## EXERCISE TASK
Reproduce the material below line by line, beginning with its first line and ending with the line that contains "Sans', 'Noto Sans"; leave out pictures.

______________________________

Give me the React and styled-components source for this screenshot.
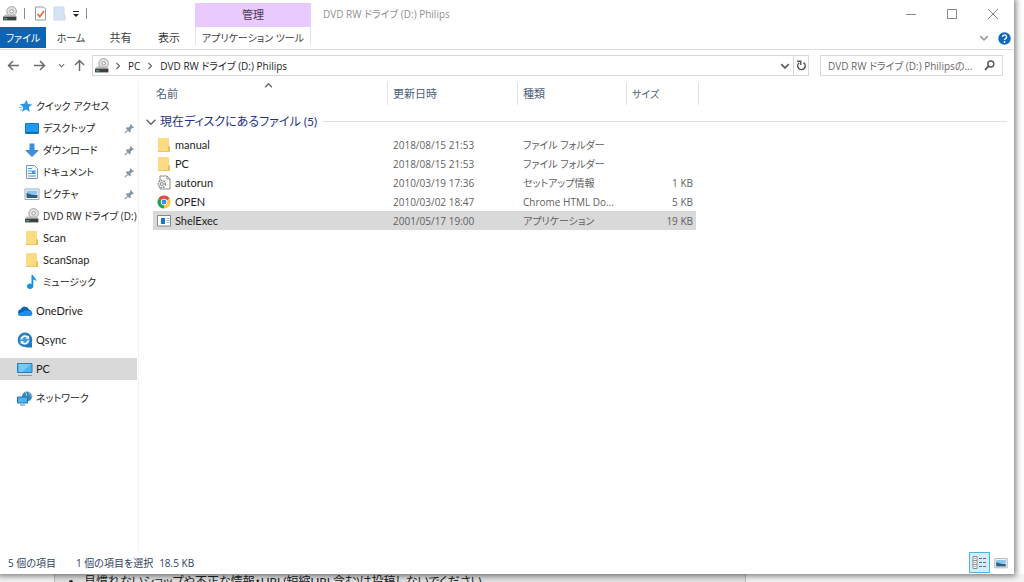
import React, { useState } from 'react';
import styled, { createGlobalStyle } from 'styled-components';

const GlobalStyle = createGlobalStyle`
  * { box-sizing: border-box; }
  body {
    margin: 0;
    background: #fff;
    overflow: hidden;
    font-family: Lato, 'Noto Sans CJK JP', sans-serif;
    font-feature-settings: 'palt';
    font-size: 11px;
    line-height: 16px;
    color: #1e1e1e;
  }
  button, input {
    font: inherit;
    font-feature-settings: inherit;
    color: inherit;
  }
  svg { flex-shrink: 0; }
`;

const SMALL_FONT = "'Open Sans', 'Noto Sans CJK JP', sans-serif";

const Desktop = styled.div`
  height: 100vh;
  display: flex;
  flex-direction: column;
`;

const Window = styled.main`
  flex: 1;
  min-height: 0;
  margin-right: 10px;
  display: flex;
  flex-direction: column;
  background: #fff;
  box-shadow: 0 0 6px 2px rgba(0, 0, 0, 0.5);
  z-index: 1;
`;

const PlainButton = styled.button`
  display: inline-flex;
  align-items: center;
  justify-content: center;
  padding: 0;
  border: none;
  background: none;
  cursor: pointer;
`;

const TitleBar = styled.header`
  height: 27px;
  padding-right: 1px;
  display: flex;
  align-items: center;
`;

const QuickTools = styled.div`
  width: 195px;
  padding-left: 2px;
  display: flex;
  align-items: center;
  gap: 6px;
`;

const Divider = styled.span`
  width: 1px;
  height: 11px;
  margin-right: 3px;
  background: #8a8a8a;
`;

const ContextTitle = styled.div`
  width: 116px;
  height: 24px;
  align-self: flex-end;
  display: flex;
  align-items: center;
  justify-content: center;
  background: #e9cafc;
  color: #4c3a58;
`;

const WindowTitle = styled.h1`
  flex: 1;
  margin: 0;
  padding-left: 12px;
  font-family: ${SMALL_FONT};
  font-size: 10px;
  font-weight: 400;
  color: #8f8f8f;
`;

const WindowButton = styled(PlainButton)`
  width: 41px;
  height: 27px;
`;

const Ribbon = styled.nav`
  height: 23px;
  display: flex;
  align-items: stretch;
  border-bottom: 1px solid #dedede;
`;

const Tab = styled(PlainButton)`
  width: ${p => p.$width}px;
  height: 21px;
  font-size: ${p => (p.$kana ? 10 : 11)}px;
  color: ${p => (p.$active ? '#fff' : '#3c3c3c')};
  background: ${p => (p.$active ? '#0e63b3' : 'none')};
`;

const ContextTab = styled(Tab)`
  margin-left: 2px;
  height: 18px;
  padding-top: 4px;
  border: solid #e4e0e8;
  border-width: 0 1px;
`;

const RibbonEnd = styled.div`
  flex: 1;
  display: flex;
  align-items: center;
  justify-content: flex-end;
  gap: 9px;
  padding-right: 3px;
`;

const NavBar = styled.div`
  padding: 5px 11px 6px 4px;
  display: flex;
  align-items: center;
`;

const NavButton = styled(PlainButton)`
  width: ${p => p.$width || 22}px;
  height: 20px;
`;

const Address = styled.div`
  flex: 1;
  height: 21px;
  margin-right: 11px;
  padding-left: 1px;
  display: flex;
  align-items: center;
  gap: 4px;
  border: 1px solid #d9d9d9;
`;

const Crumb = styled.a`
  margin: 0 2px;
  font-family: ${SMALL_FONT};
  font-size: 10px;
  color: inherit;
  text-decoration: none;
  white-space: nowrap;
`;

const AddressEnd = styled.div`
  height: 100%;
  margin-left: auto;
  display: flex;
`;

const Refresh = styled(PlainButton)`
  width: 15px;
  border-left: 1px solid #d9d9d9;
`;

const Search = styled.label`
  width: 183px;
  height: 21px;
  padding: 0 6px 0 7px;
  display: flex;
  align-items: center;
  gap: 4px;
  border: 1px solid #d9d9d9;
  input {
    flex: 1;
    min-width: 0;
    padding: 0;
    border: none;
    outline: none;
    background: none;
    font-family: ${SMALL_FONT};
    font-size: 10px;
  }
  input::placeholder { color: #6a6a6a; opacity: 1; }
`;

const Main = styled.div`
  flex: 1;
  min-height: 0;
  display: flex;
`;

const Sidebar = styled.nav`
  width: 139px;
  padding: 13px 1px 0 0;
  border-right: 1px solid #f3f3f3;
`;

const Place = styled.a`
  height: 22px;
  margin-top: ${p => (p.$top ? 7 : 0)}px;
  padding: 0 2px 0 ${p => (p.$nested ? 24 : 17)}px;
  display: flex;
  align-items: center;
  gap: 3px;
  background: ${p => (p.$selected ? '#d9d9d9' : 'none')};
  color: inherit;
  text-decoration: none;
  white-space: nowrap;
  font-family: ${p => (p.$kana ? SMALL_FONT : 'inherit')};
  font-size: ${p => (p.$kana ? 10 : 11)}px;
`;

const Spacer = styled.span`
  flex: 1;
`;

const Content = styled.section`
  flex: 1;
  min-width: 0;
  padding: 0 7px 0 6px;
`;

const FileTable = styled.table`
  width: 100%;
  table-layout: fixed;
  border-collapse: separate;
  border-spacing: 0;
`;

const HeadCell = styled.th`
  height: 23px;
  padding: 0 5px;
  border-right: ${p => (p.$plain ? 'none' : '1px solid #e2e2e2')};
  text-align: left;
  font-weight: 400;
  font-size: ${p => (p.$kana ? 10 : 11)}px;
  color: #4c607a;
`;

const NameHeadCell = styled(HeadCell)`
  padding-left: 3px;
`;

const NameHead = styled.div`
  position: relative;
  svg {
    position: absolute;
    top: -5px;
    left: 48%;
  }
`;

const GroupCell = styled.th`
  height: 30px;
  padding: 3px 0 0;
  font-weight: 400;
`;

const GroupTitle = styled.div`
  display: flex;
  align-items: center;
  gap: 3px;
  font-size: 12px;
  white-space: nowrap;
  color: #1e3287;
  &::after {
    content: '';
    flex: 1;
    margin-left: 3px;
    border-top: 1px solid #e0e0e0;
  }
`;

const Gutter = styled.td`
  padding: 0;
`;

const Cell = styled.td`
  height: 19px;
  padding: 0 3px 0 5px;
  font-family: ${SMALL_FONT};
  font-size: 10px;
  text-align: ${p => (p.$right ? 'right' : 'left')};
  border-right: ${p => (p.$right ? '3px solid #fff' : 'none')};
  background: ${p => (p.$selected ? '#d9d9d9' : 'none')};
  color: #5f5f5f;
  white-space: nowrap;
  overflow: hidden;
`;

const NameCell = styled(Cell)`
  padding-left: 3px;
  font-family: Lato, 'Noto Sans CJK JP', sans-serif;
  font-size: 11px;
  color: #1e1e1e;
`;

const FileName = styled.div`
  display: flex;
  align-items: center;
  gap: 3px;
`;

const IconSlot = styled.span`
  width: 16px;
  display: flex;
  justify-content: center;
`;

const StatusBar = styled.footer`
  height: 23px;
  padding: 0 3px 0 8px;
  display: flex;
  align-items: center;
  font-family: ${SMALL_FONT};
  font-size: 10px;
  color: #2f4260;
`;

const StatusText = styled.span`
  margin-right: ${p => p.$gap || 0}px;
`;

const ViewButton = styled(PlainButton)`
  width: 21px;
  height: 21px;
  border: ${p => (p.$active ? '1px solid #4db2e8' : 'none')};
  background: ${p => (p.$active ? '#d3eefb' : 'none')};
`;

const PageBehind = styled.div`
  height: 8px;
  padding: 0 278px 0 54px;
  background: #f4f4f4;
  overflow: hidden;
`;

const Notice = styled.ul`
  margin: 0;
  padding-left: 29px;
  border: solid #bdbdbd;
  border-width: 0 1px;
  background: #e2e2e2;
  font-size: 12px;
  line-height: 16px;
  white-space: nowrap;
  color: #222;
`;

const DriveIcon = () => (
  <svg width="16" height="16" viewBox="0 0 15 15">
    <circle cx="9" cy="5" r="4.5" fill="#e3e3e3" stroke="#999" strokeWidth=".8" />
    <circle cx="9" cy="5" r="1.6" fill="#fff" stroke="#888" strokeWidth=".8" />
    <path d="M3 8h9l2 2H1z" fill="#b8b8b8" />
    <path d="M1 10h12.500v3.500H1z" fill="#3b4042" />
    <path d="M2 12h3" stroke="#42d37a" />
  </svg>
);

const PropertiesIcon = () => (
  <svg width="13" height="15" viewBox="0 0 13 15">
    <path d="M1.500 1h8l2 2v11h-10z" fill="#fff" stroke="#9a9a9a" />
    <path d="M3.500 8l2.300 2.800L10 5" fill="none" stroke="#e0683a" strokeWidth="1.600" />
  </svg>
);

const NewFolderIcon = () => (
  <svg width="13" height="15" viewBox="0 0 13 15">
    <path d="M1 1h10v8h1v5H1z" fill="#d5e4f5" stroke="#c8d8ea" />
  </svg>
);

const CustomizeIcon = () => (
  <svg width="8" height="8" viewBox="0 0 8 8">
    <path d="M1 1.5h6" stroke="#222" />
    <path d="M1 4h6L4 7z" fill="#222" />
  </svg>
);

const Chevron = ({ dir = 'down', size = 8, color = '#666', weight = 1.2 }) => {
  const d = { down: 'M1 2.5l3 3 3-3', up: 'M1 5.5l3-3 3 3', right: 'M2.5 1l3 3-3 3' }[dir];
  return (
    <svg width={size} height={size} viewBox="0 0 8 8">
      <path d={d} fill="none" stroke={color} strokeWidth={weight} />
    </svg>
  );
};

const Arrow = ({ turn = 0 }) => (
  <svg width="13" height="13" viewBox="0 0 13 13">
    <path
      d="M12 6.5H1.5M6 2L1.5 6.5 6 11"
      transform={`rotate(${turn} 6.5 6.5)`}
      fill="none"
      stroke="#6c6c6c"
      strokeWidth="1.5"
    />
  </svg>
);

const RefreshIcon = () => (
  <svg width="11" height="11" viewBox="0 0 11 11">
    <path d="M7.500 2.600A3.800 3.800 0 1 1 3.200 2.800" fill="none" stroke="#555" strokeWidth="1.400" />
    <path d="M1.200 1.300h3.600v3.600" fill="none" stroke="#555" strokeWidth="1.400" />
  </svg>
);

const SearchIcon = () => (
  <svg width="13" height="13" viewBox="0 0 13 13">
    <circle cx="7.800" cy="5" r="3" fill="none" stroke="#555" strokeWidth="1.400" />
    <path d="M5.600 7.200L2 10.800" stroke="#555" strokeWidth="1.800" />
  </svg>
);

const HelpIcon = () => (
  <svg width="13" height="13" viewBox="0 0 13 13">
    <circle cx="6.5" cy="6.5" r="6.2" fill="#1068bf" />
    <path d="M4.6 5a2 2 0 1 1 2.9 1.7c-.7.4-1 .7-1 1.4" fill="none" stroke="#fff" strokeWidth="1.4" />
    <circle cx="6.5" cy="10" r=".9" fill="#fff" />
  </svg>
);

const StarIcon = () => (
  <svg width="16" height="16" viewBox="0 0 16 16">
    <path d="M9.500 2l1.500 4 4.300.4-3.400 2.700.8 4.700L9 11.500 5 13.800l1.200-4.500L3 6l4.300-.2z" fill="#2e95e0" />
    <path d="M2 9.500h3M3 12h2" stroke="#7dbdf0" />
  </svg>
);

const DesktopIcon = () => (
  <svg width="16" height="16" viewBox="0 0 16 16">
    <path d="M1.500 3.500h13v10h-13z" fill="#1d9bf0" stroke="#1578c0" />
    <path d="M2 12h12v1H2z" fill="#155f9a" />
  </svg>
);

const DownloadIcon = () => (
  <svg width="16" height="16" viewBox="0 0 16 16">
    <path d="M5.500 1.500h5V8H15l-7 7-7-7h4.500z" fill="#3b8ede" />
  </svg>
);

const DocumentIcon = () => (
  <svg width="16" height="16" viewBox="0 0 16 16">
    <path d="M2.500 1.500h8l3 3v10h-11z" fill="#f4f9fd" stroke="#7b98b2" />
    <path d="M4 4.500h4M4 7h8M4 9.500h8M4 12h8" stroke="#4b98d8" />
    <path d="M8 7h3v3H8z" fill="#4b98d8" />
  </svg>
);

const PictureIcon = ({ width = 16, height = 16 }) => (
  <svg width={width} height={height} viewBox="0 0 16 16">
    <path d="M1 3h14v10.500H1z" fill="#fff" stroke="#a2a8ad" />
    <path d="M2.500 4.500h11v4h-11z" fill="#8cc6ee" />
    <path d="M2.500 7l5 1.500 6 .5v3h-11z" fill="#2d5f86" />
  </svg>
);

const FolderIcon = () => (
  <svg width="16" height="16" viewBox="0 0 16 16">
    <path d="M2 1h11v8.500h1V15H2z" fill="#fbdc83" />
    <path d="M12 9.500h2V15h-2z" fill="#e9bf54" />
    <path d="M2 14.500h12" stroke="#edc765" />
  </svg>
);

const MusicIcon = () => (
  <svg width="16" height="16" viewBox="0 0 16 16">
    <path d="M7.500 1h1.600c.3 2.500 3.600 3.300 3.500 7-.4-1.400-1.800-2.300-3.300-2.500v6.800a3.200 2.700 0 1 1-1.800-2.400z" fill="#1591e5" />
  </svg>
);

const CloudIcon = () => (
  <svg width="16" height="16" viewBox="0 0 16 16">
    <path d="M4 13a3.500 3.500 0 0 1-.4-6.800 4.700 4.700 0 0 1 8.600.5A3.200 3.200 0 0 1 12.500 13z" fill="#0b62b8" />
    <path d="M4 13c-2 0-3-1-3.200-2L9 7.200c3 .8 6 1 6.500 3.500-.3 1.600-1.500 2.300-3 2.300z" fill="#1e90e6" />
  </svg>
);

const SyncIcon = () => (
  <svg width="16" height="16" viewBox="0 0 16 16">
    <path d="M8 .5a7.300 7.300 0 1 1 0 14.600A7.300 7.300 0 0 1 8 .5zM9 11h6v4.500H9z" fill="#1c79bd" />
    <circle cx="7.800" cy="7.800" r="5.500" fill="#3f9bd6" />
    <path d="M4.300 7.500a3.700 3.700 0 0 1 6.500-2M11.300 8.300a3.700 3.700 0 0 1-6.500 2" fill="none" stroke="#fff" strokeWidth="1.600" />
    <path d="M12 3.500v3.300H8.700zM3.700 12.300V9H7z" fill="#fff" />
  </svg>
);

const PcIcon = () => (
  <svg width="16" height="16" viewBox="0 0 16 16">
    <path d="M.5 2.500h14.500v9H.5z" fill="#4bb5f3" stroke="#2b7fb8" />
    <path d="M2 3h12L5 11H2z" fill="#8bd2fa" opacity=".7" />
    <path d="M1 14.500h14" stroke="#6f9dbb" />
  </svg>
);

const NetworkIcon = () => (
  <svg width="16" height="16" viewBox="0 0 16 16">
    <circle cx="10" cy="6.500" r="5" fill="#3b87b8" />
    <path d="M8 2c2 1 2 3 1 4M12 2c0 3 3 3 3 5" fill="none" stroke="#9fd0e8" />
    <path d="M.5 7h10v6H.5z" fill="#4bb5f3" stroke="#2372a5" />
    <path d="M3 15h5" stroke="#4d86ab" />
  </svg>
);

const PinIcon = () => (
  <svg width="11" height="11" viewBox="0 0 11 11">
    <path d="M6.500 1L10 4.500l-1 .6-.8-.2L6.600 6.500l.1 2-1 .9L1.800 5.300l.9-1 2 .1L6.300 2.800 6 1.800z" fill="#8494a2" />
    <path d="M3.700 7.300L.8 10.200" stroke="#8494a2" strokeWidth="1.200" />
  </svg>
);

const SetupIcon = () => (
  <svg width="14" height="15" viewBox="0 0 14 15">
    <path d="M3 1h7l3 3v10H3z" fill="#fff" stroke="#8c8c8c" />
    <path d="M10 1v3h3" fill="none" stroke="#8c8c8c" />
    <circle cx="4.800" cy="9" r="3.600" fill="#eee" stroke="#888" strokeWidth="1.400" strokeDasharray="1.600 1" />
    <circle cx="4.800" cy="9" r="1.500" fill="#fff" stroke="#888" />
  </svg>
);

const ChromeIcon = () => (
  <svg width="14" height="14" viewBox="0 0 14 14">
    <path d="M7 7L1.370 3.750A6.500 6.500 0 0 1 12.630 3.750z" fill="#dd4b3e" />
    <path d="M7 7l5.630-3.250A6.500 6.500 0 0 1 7 13.500z" fill="#fbcb3c" />
    <path d="M7 7v6.500A6.500 6.500 0 0 1 1.370 3.750z" fill="#22a05a" />
    <circle cx="7" cy="7" r="3.200" fill="#fff" />
    <circle cx="7" cy="7" r="2.400" fill="#4285f4" />
  </svg>
);

const ProgramIcon = () => (
  <svg width="14" height="12" viewBox="0 0 14 12">
    <path d="M.5.5h13v10.500H.5z" fill="#fff" stroke="#7d8a94" />
    <path d="M4 3h4v6H4z" fill="#1478c8" />
    <path d="M9.500 3.500h3M9.500 5.500h3M9.500 7.500h3" stroke="#9fb4c4" />
  </svg>
);

const DetailsIcon = () => (
  <svg width="15" height="13" viewBox="0 0 15 13">
    <path d="M1 .5h4v12H1zM1 4.500h4M1 8.500h4" fill="#fff" stroke="#8d8d8d" />
    <path d="M2.500 2.500h1M2.500 6.500h1M2.500 10.500h1" stroke="#555" />
    <path d="M7 2.500h3M11 2.500h3M7 6.500h3M11 6.500h3M7 10.500h3M11 10.500h3" stroke="#5d6e7a" />
  </svg>
);

const PLACES = [
  { label: 'クイック アクセス', icon: StarIcon, kana: true },
  { label: 'デスクトップ', icon: DesktopIcon, nested: true, pinned: true, kana: true },
  { label: 'ダウンロード', icon: DownloadIcon, nested: true, pinned: true, kana: true },
  { label: 'ドキュメント', icon: DocumentIcon, nested: true, pinned: true, kana: true },
  { label: 'ピクチャ', icon: PictureIcon, nested: true, pinned: true, kana: true },
  { label: 'DVD RW ドライブ (D:)', icon: DriveIcon, nested: true, kana: true },
  { label: 'Scan', icon: FolderIcon, nested: true },
  { label: 'ScanSnap', icon: FolderIcon, nested: true },
  { label: 'ミュージック', icon: MusicIcon, nested: true, kana: true },
  { label: 'OneDrive', icon: CloudIcon, top: true },
  { label: 'Qsync', icon: SyncIcon, top: true },
  { label: 'PC', icon: PcIcon, top: true, selected: true },
  { label: 'ネットワーク', icon: NetworkIcon, top: true, kana: true },
];

const FILES = [
  { name: 'manual', date: '2018/08/15 21:53', type: 'ファイル フォルダー', size: '', icon: FolderIcon },
  { name: 'PC', date: '2018/08/15 21:53', type: 'ファイル フォルダー', size: '', icon: FolderIcon },
  { name: 'autorun', date: '2010/03/19 17:36', type: 'セットアップ情報', size: '1 KB', icon: SetupIcon },
  { name: 'OPEN', date: '2010/03/02 18:47', type: 'Chrome HTML Do...', size: '5 KB', icon: ChromeIcon },
  { name: 'ShelExec', date: '2001/05/17 19:00', type: 'アプリケーション', size: '19 KB', icon: ProgramIcon },
];

export default function App() {
  const [selected, setSelected] = useState('ShelExec');
  const [query, setQuery] = useState('');

  return (
    <Desktop>
      <GlobalStyle />
      <Window>
        <TitleBar>
          <QuickTools>
            <DriveIcon />
            <Divider />
            <PlainButton aria-label="プロパティ"><PropertiesIcon /></PlainButton>
            <PlainButton aria-label="新しいフォルダー"><NewFolderIcon /></PlainButton>
            <PlainButton aria-label="カスタマイズ"><CustomizeIcon /></PlainButton>
            <Divider />
          </QuickTools>
          <ContextTitle>管理</ContextTitle>
          <WindowTitle>DVD RW ドライブ (D:) Philips</WindowTitle>
          <WindowButton aria-label="最小化">
            <svg width="10" height="10"><path d="M0 5.500h10" stroke="#888" /></svg>
          </WindowButton>
          <WindowButton aria-label="最大化">
            <svg width="10" height="10"><path d="M.5.5h9v9h-9z" fill="none" stroke="#888" /></svg>
          </WindowButton>
          <WindowButton aria-label="閉じる">
            <svg width="10" height="10"><path d="M0 0l10 10M10 0L0 10" stroke="#888" /></svg>
          </WindowButton>
        </TitleBar>

        <Ribbon>
          <Tab $width={46} $active $kana>ファイル</Tab>
          <Tab $width={50} $kana>ホーム</Tab>
          <Tab $width={49}>共有</Tab>
          <Tab $width={48}>表示</Tab>
          <ContextTab $width={116} $kana>アプリケーション ツール</ContextTab>
          <RibbonEnd>
            <Chevron size={10} color="#999" />
            <PlainButton aria-label="ヘルプ"><HelpIcon /></PlainButton>
          </RibbonEnd>
        </Ribbon>

        <NavBar>
          <NavButton $width={18} aria-label="戻る"><Arrow /></NavButton>
          <NavButton $width={34} aria-label="進む"><Arrow turn={180} /></NavButton>
          <NavButton $width={10} aria-label="履歴"><Chevron size={7} /></NavButton>
          <NavButton $width={26} aria-label="上へ"><Arrow turn={90} /></NavButton>
          <Address>
            <DriveIcon />
            <Chevron dir="right" />
            <Crumb href="#pc">PC</Crumb>
            <Chevron dir="right" />
            <Crumb href="#drive">DVD RW ドライブ (D:) Philips</Crumb>
            <AddressEnd>
              <NavButton $width={16} aria-label="以前の場所"><Chevron size={10} weight={1.5} /></NavButton>
              <Refresh aria-label="更新"><RefreshIcon /></Refresh>
            </AddressEnd>
          </Address>
          <Search>
            <input
              aria-label="検索"
              placeholder="DVD RW ドライブ (D:) Philipsの..."
              value={query}
              onChange={e => setQuery(e.target.value)}
            />
            <SearchIcon />
          </Search>
        </NavBar>

        <Main>
          <Sidebar>
            {PLACES.map(({ label, icon: Icon, nested, pinned, top, selected: current, kana }) => (
              <Place key={label} href="#place" $nested={nested} $top={top} $selected={current} $kana={kana}>
                <Icon />
                {label}
                {pinned && <><Spacer /><PinIcon /></>}
              </Place>
            ))}
          </Sidebar>
          <Content>
            <FileTable>
              <colgroup>
                <col width="8" />
                <col width="235" />
                <col width="130" />
                <col width="109" />
                <col width="72" />
                <col />
              </colgroup>
              <thead>
                <tr>
                  <HeadCell as="td" $plain />
                  <NameHeadCell><NameHead>名前<Chevron dir="up" size={9} /></NameHead></NameHeadCell>
                  <HeadCell>更新日時</HeadCell>
                  <HeadCell>種類</HeadCell>
                  <HeadCell $kana>サイズ</HeadCell>
                  <HeadCell as="td" $plain />
                </tr>
              </thead>
              <tbody>
                <tr>
                  <GroupCell colSpan={6}>
                    <GroupTitle>
                      <Chevron size={12} weight={1} />
                      現在ディスクにあるファイル (5)
                    </GroupTitle>
                  </GroupCell>
                </tr>
                {FILES.map(({ name, date, type, size, icon: Icon }) => {
                  const on = selected === name;
                  return (
                    <tr key={name} onClick={() => setSelected(name)}>
                      <Gutter />
                      <NameCell $selected={on}>
                        <FileName><IconSlot><Icon /></IconSlot>{name}</FileName>
                      </NameCell>
                      <Cell $selected={on}>{date}</Cell>
                      <Cell $selected={on}>{type}</Cell>
                      <Cell $selected={on} $right>{size}</Cell>
                    </tr>
                  );
                })}
              </tbody>
            </FileTable>
          </Content>
        </Main>

        <StatusBar>
          <StatusText $gap={20}>5 個の項目</StatusText>
          <StatusText $gap={6}>1 個の項目を選択</StatusText>
          <StatusText>18.5 KB</StatusText>
          <Spacer />
          <ViewButton $active aria-label="詳細"><DetailsIcon /></ViewButton>
          <ViewButton aria-label="大アイコン"><PictureIcon width={14} height={14} /></ViewButton>
        </StatusBar>
      </Window>
      <PageBehind>
        <Notice>
          <li>見慣れないショップや不正な情報・URL(短縮URL含む)は投稿しないでください。</li>
        </Notice>
      </PageBehind>
    </Desktop>
  );
}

______________________________

## WRITTEN ANSWER
Give me the React and styled-components source for this screenshot.
import React, { useState } from 'react';
import styled, { createGlobalStyle } from 'styled-components';

const GlobalStyle = createGlobalStyle`
  * { box-sizing: border-box; }
  body {
    margin: 0;
    background: #fff;
    overflow: hidden;
    font-family: Lato, 'Noto Sans CJK JP', sans-serif;
    font-feature-settings: 'palt';
    font-size: 11px;
    line-height: 16px;
    color: #1e1e1e;
  }
  button, input {
    font: inherit;
    font-feature-settings: inherit;
    color: inherit;
  }
  svg { flex-shrink: 0; }
`;

const SMALL_FONT = "'Open Sans', 'Noto Sans CJK JP', sans-serif";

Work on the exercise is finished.